▶ SHORT PROBLEM:
Return all lines below containing the word "Give".
· · · · · · ·
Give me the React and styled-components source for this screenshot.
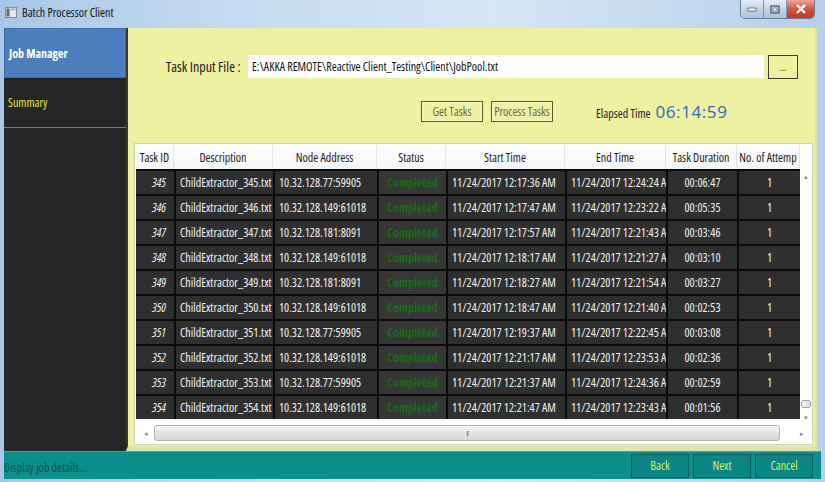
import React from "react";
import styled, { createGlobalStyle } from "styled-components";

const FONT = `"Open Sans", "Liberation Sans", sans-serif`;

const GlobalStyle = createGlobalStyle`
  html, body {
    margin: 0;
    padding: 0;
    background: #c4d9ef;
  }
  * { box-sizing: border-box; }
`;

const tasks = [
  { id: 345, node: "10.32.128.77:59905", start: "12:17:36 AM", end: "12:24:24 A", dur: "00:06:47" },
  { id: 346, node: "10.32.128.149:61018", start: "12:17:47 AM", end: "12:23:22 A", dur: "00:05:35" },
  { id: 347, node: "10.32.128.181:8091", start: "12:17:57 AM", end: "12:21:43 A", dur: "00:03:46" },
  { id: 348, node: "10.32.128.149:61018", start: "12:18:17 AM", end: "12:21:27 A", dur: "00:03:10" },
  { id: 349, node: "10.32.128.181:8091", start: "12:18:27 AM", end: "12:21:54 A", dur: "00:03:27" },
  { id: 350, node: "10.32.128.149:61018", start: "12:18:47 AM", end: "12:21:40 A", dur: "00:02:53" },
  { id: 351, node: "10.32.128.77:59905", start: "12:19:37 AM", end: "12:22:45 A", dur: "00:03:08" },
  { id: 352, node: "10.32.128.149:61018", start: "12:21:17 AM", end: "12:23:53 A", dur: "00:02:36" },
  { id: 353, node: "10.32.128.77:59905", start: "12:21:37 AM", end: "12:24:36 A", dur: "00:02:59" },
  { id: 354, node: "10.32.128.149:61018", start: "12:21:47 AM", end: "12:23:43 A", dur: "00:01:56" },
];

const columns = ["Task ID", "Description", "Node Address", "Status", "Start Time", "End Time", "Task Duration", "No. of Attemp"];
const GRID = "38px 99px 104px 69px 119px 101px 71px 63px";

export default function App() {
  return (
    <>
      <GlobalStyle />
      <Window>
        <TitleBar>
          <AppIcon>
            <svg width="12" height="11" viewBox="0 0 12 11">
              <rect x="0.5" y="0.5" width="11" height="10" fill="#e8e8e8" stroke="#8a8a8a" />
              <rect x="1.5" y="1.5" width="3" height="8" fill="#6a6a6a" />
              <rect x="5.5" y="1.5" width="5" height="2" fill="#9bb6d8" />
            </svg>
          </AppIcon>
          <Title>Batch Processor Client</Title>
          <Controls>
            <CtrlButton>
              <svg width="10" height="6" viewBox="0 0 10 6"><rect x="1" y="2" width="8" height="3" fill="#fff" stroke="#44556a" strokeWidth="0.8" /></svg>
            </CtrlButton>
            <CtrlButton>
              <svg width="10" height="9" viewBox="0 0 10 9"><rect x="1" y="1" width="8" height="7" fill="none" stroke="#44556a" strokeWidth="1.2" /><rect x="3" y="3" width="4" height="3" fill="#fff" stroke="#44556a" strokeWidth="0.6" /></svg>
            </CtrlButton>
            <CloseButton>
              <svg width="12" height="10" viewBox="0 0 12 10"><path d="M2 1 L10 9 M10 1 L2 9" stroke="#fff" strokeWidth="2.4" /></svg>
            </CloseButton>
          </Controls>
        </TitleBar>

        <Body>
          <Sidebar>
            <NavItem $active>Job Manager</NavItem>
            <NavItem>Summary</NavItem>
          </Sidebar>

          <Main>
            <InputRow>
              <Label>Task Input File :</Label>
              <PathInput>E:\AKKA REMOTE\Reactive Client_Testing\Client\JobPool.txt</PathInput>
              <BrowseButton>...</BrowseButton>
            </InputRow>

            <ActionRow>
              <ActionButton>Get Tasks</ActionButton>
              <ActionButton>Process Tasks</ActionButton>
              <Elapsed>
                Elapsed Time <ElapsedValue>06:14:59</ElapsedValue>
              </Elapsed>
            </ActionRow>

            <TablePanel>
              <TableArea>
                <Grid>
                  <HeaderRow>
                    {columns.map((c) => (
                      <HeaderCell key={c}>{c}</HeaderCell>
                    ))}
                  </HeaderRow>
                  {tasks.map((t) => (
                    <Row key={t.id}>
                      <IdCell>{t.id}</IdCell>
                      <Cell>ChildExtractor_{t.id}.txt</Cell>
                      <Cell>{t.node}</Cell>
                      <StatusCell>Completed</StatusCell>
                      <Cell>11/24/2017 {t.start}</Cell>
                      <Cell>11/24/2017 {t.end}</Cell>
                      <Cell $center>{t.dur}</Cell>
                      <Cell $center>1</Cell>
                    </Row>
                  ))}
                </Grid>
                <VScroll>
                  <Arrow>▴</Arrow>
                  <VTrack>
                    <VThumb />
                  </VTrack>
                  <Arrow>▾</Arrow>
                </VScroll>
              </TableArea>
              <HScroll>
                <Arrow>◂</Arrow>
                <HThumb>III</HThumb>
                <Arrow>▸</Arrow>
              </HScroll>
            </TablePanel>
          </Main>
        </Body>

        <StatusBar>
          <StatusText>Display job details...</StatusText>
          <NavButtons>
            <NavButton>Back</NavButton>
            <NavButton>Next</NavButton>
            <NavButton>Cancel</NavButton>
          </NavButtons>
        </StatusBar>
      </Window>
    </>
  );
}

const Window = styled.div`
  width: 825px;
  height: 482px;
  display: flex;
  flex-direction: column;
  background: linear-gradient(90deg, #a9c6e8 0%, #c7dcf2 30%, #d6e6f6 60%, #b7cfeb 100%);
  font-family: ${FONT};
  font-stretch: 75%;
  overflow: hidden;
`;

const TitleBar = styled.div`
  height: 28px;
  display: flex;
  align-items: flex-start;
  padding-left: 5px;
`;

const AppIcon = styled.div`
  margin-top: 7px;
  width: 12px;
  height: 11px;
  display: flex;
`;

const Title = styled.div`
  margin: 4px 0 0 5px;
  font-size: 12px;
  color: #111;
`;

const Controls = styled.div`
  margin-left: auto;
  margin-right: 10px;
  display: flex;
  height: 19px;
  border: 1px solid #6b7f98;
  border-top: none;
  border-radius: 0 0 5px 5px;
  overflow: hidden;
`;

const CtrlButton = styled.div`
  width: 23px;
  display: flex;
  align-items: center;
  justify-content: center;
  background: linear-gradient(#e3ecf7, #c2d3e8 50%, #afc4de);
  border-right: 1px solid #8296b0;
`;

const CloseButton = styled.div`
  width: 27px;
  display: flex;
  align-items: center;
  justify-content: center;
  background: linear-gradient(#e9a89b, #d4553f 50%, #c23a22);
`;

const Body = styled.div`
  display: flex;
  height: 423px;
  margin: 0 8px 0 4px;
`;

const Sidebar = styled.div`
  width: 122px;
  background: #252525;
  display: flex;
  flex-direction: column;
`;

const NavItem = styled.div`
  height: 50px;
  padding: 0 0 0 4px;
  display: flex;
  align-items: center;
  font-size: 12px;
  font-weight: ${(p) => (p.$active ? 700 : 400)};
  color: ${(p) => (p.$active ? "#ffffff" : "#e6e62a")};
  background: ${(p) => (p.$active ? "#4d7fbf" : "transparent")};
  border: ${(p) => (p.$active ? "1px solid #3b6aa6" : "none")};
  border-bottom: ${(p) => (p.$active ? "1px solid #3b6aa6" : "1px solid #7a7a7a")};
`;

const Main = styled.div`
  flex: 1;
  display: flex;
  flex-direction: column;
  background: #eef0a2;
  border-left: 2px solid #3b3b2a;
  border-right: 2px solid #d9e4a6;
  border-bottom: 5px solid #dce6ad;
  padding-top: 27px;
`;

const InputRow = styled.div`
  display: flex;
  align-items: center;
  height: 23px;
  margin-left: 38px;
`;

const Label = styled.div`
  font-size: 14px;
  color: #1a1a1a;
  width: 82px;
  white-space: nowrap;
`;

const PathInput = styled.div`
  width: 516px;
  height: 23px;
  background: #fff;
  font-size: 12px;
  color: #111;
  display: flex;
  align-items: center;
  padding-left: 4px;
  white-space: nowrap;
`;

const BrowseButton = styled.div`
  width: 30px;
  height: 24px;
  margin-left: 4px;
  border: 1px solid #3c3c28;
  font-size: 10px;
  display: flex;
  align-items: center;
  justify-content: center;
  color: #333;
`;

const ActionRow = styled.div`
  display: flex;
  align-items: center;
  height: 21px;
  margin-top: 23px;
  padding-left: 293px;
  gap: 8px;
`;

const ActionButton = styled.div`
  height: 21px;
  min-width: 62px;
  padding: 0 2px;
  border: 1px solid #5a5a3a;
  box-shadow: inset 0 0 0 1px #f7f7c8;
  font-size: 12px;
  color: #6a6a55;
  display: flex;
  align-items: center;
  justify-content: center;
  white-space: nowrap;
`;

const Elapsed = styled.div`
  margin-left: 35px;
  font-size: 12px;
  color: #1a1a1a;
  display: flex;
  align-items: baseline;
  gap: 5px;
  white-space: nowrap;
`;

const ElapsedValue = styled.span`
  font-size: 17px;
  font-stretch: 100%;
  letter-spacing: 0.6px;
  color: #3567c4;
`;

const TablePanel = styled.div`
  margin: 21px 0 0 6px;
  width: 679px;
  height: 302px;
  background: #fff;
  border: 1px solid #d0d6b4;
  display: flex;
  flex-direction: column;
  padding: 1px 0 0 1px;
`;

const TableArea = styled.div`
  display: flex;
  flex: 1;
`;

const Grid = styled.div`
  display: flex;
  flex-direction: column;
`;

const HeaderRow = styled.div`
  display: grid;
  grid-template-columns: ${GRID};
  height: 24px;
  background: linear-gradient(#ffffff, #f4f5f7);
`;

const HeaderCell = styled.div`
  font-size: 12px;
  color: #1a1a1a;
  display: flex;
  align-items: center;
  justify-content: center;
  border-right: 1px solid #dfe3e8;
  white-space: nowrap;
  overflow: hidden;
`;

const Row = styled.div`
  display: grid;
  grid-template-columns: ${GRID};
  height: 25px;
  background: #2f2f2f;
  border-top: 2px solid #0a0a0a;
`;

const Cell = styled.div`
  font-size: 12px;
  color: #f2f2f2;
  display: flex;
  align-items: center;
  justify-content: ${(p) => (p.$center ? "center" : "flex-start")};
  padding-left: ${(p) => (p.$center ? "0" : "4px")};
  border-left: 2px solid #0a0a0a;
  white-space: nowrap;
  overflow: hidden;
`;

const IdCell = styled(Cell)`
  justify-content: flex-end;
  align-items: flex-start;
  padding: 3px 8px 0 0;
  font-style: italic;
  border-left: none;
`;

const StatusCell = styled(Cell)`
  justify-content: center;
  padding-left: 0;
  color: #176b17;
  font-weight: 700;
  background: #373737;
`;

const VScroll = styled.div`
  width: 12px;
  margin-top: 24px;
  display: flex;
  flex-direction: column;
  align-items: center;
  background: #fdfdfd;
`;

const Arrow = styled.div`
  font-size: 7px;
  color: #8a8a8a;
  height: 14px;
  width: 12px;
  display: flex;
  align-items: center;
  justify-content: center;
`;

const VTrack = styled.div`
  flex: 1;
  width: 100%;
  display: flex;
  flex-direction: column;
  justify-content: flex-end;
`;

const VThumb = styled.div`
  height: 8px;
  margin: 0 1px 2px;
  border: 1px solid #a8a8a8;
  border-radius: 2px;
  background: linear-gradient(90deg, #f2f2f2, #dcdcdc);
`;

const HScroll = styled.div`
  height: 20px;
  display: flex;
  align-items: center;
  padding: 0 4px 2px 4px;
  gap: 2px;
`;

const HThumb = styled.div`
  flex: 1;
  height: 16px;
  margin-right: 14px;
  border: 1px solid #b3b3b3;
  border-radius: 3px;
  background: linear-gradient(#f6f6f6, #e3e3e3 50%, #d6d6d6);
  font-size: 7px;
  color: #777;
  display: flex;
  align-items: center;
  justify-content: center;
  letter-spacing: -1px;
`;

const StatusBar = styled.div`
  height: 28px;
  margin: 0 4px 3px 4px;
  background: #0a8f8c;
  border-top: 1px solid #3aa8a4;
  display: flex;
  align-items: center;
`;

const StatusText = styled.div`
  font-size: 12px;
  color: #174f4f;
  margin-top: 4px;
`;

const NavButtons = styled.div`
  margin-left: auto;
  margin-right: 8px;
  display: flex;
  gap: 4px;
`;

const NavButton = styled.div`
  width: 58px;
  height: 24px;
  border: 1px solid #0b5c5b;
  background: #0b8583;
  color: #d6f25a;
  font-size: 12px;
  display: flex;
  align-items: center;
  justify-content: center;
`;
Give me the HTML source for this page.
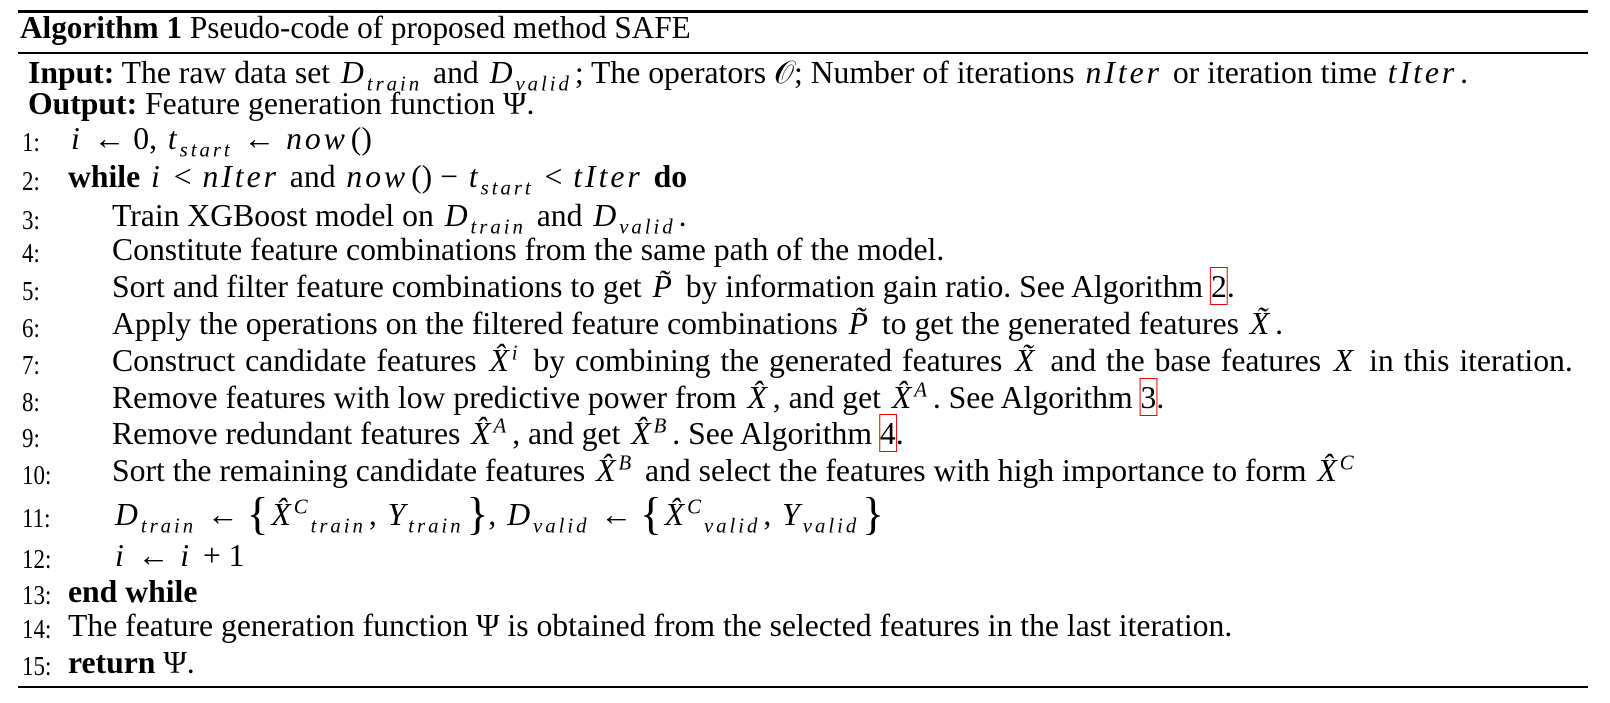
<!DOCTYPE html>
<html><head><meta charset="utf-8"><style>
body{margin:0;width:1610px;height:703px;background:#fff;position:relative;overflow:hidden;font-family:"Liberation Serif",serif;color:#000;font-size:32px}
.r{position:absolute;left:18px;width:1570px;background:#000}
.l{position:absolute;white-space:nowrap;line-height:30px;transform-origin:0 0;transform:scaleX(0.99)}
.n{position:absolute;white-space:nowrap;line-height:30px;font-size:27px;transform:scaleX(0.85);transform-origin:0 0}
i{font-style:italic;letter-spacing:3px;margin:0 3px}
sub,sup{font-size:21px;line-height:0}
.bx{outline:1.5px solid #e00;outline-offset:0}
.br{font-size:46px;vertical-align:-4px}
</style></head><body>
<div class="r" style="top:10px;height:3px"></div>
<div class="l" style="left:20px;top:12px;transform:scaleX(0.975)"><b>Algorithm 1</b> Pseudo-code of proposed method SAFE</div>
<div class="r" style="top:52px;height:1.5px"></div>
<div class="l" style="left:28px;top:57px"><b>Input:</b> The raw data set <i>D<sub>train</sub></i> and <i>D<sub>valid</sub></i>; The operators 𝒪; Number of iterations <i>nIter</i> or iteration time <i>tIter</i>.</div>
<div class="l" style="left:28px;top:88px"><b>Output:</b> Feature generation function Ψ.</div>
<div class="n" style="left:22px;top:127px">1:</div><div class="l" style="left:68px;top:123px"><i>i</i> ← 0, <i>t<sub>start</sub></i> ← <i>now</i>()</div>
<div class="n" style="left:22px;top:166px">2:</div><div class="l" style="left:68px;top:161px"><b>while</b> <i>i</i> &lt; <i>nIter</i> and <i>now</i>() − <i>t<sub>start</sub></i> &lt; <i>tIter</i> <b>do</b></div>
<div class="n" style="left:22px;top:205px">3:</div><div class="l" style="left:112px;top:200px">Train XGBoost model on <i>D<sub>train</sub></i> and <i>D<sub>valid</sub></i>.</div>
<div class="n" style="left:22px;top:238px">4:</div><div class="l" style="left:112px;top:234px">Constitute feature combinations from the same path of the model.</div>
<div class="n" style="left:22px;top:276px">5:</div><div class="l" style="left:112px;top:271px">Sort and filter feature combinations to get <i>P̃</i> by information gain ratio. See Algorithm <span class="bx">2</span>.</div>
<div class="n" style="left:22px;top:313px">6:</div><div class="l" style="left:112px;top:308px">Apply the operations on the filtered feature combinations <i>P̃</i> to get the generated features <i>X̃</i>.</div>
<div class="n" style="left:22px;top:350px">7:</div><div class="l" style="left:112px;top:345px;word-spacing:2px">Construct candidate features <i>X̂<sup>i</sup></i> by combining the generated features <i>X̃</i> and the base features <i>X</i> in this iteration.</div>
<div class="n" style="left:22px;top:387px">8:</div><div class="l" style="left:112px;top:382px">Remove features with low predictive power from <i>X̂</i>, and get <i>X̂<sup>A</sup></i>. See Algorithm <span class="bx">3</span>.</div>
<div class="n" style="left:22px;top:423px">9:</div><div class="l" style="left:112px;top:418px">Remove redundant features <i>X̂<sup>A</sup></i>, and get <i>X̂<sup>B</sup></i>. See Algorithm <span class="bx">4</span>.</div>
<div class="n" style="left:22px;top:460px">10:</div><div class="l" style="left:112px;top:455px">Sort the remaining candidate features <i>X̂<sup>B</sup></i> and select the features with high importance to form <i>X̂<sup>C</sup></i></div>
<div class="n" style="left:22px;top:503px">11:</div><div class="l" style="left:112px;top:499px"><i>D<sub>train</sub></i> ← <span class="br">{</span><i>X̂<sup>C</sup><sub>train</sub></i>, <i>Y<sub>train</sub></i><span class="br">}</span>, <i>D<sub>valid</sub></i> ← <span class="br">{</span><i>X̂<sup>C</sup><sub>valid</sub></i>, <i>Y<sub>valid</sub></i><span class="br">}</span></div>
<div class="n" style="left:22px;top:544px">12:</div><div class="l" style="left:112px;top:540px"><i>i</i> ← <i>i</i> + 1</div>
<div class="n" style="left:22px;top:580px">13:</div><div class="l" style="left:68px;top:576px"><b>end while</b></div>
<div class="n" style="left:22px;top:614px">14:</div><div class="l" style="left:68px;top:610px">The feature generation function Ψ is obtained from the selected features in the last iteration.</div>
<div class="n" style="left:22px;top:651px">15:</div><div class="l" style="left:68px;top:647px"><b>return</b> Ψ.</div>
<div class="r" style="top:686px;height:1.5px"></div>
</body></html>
· · · · · · ·
▶ EXERCISE ANSWER:
Give me the React and styled-components source for this screenshot.
Give me the HTML source for this page.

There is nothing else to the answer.